Multiple record types exist or are related between the parent of a zone and the child. At a minimum, NS records are supposed to be identical in the parent (but often are not), as are corresponding IP addresses in "glue" A/AAAA records that must exist for in-bailiwick authoritative servers. Additionally, if DNSSEC [
RFC 4033] [
RFC 4034] [
RFC 4035] [
RFC 4509] is deployed for a zone, the parent's DS record must cryptographically refer to a child's DNSKEY record.

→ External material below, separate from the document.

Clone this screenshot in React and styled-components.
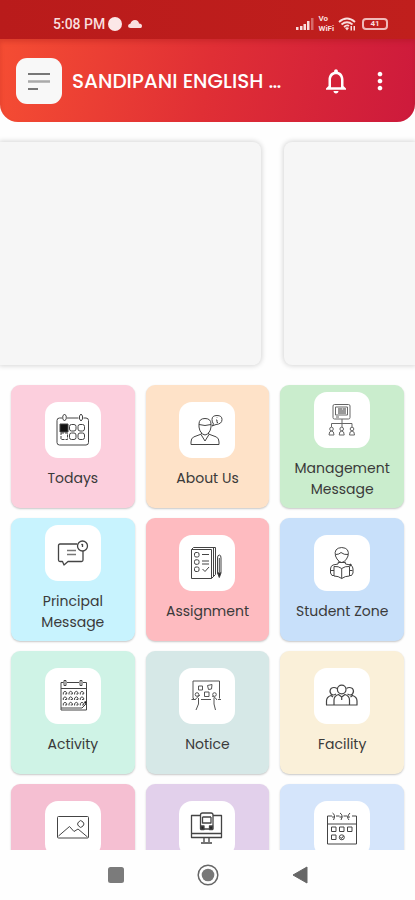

Because some information exists in both the parent and a child, it is possible for the TTL values to differ between the parent's copy and the child's. [
Moura19b] examines resolver behaviors when these values differed in the wild, as they frequently do -- often, parent zones have de facto TTL values that a child has no control over. For example, NS records for TLDs in the root zone are all set to 2 days (48 hours), but some TLDs have lower values within their published records (the TTLs for .cl's NS records from their authoritative servers is 1 hour). [
Moura19b] also examines the differences in the TTLs between the NS records and the corresponding A/AAAA records for the addresses of a name server. RIPE Atlas nodes are used to determine what resolvers in the wild do with different information and whether the parent's TTL is used for cache lifetimes ("parent-centric") or the child's ("child-centric").
[
Moura19b] found that roughly 90% of resolvers follow the child's view of the TTL, while 10% appear parent-centric. Additionally, it found that resolvers behave differently for cache lifetimes for in-bailiwick vs. out-of-bailiwick NS/A/AAAA TTL combinations. Specifically, when NS TTLs are shorter than the corresponding address records, most resolvers will requery for A/AAAA records for the in-bailiwick resolvers and switch to new address records even if the cache indicates the original A/AAAA records could be kept longer. On the other hand, the inverse is true for out-of-bailiwick resolvers: if the NS record expires first, resolvers will honor the original cache time of the name server's address.
The important conclusion from this study is that operators cannot depend on their published TTL values alone -- the parent's values are also used for timing cache entries in the wild. Operators that are planning on infrastructure changes should assume that an older infrastructure must be left on and operational for at least the maximum of both the parent and child's TTLs.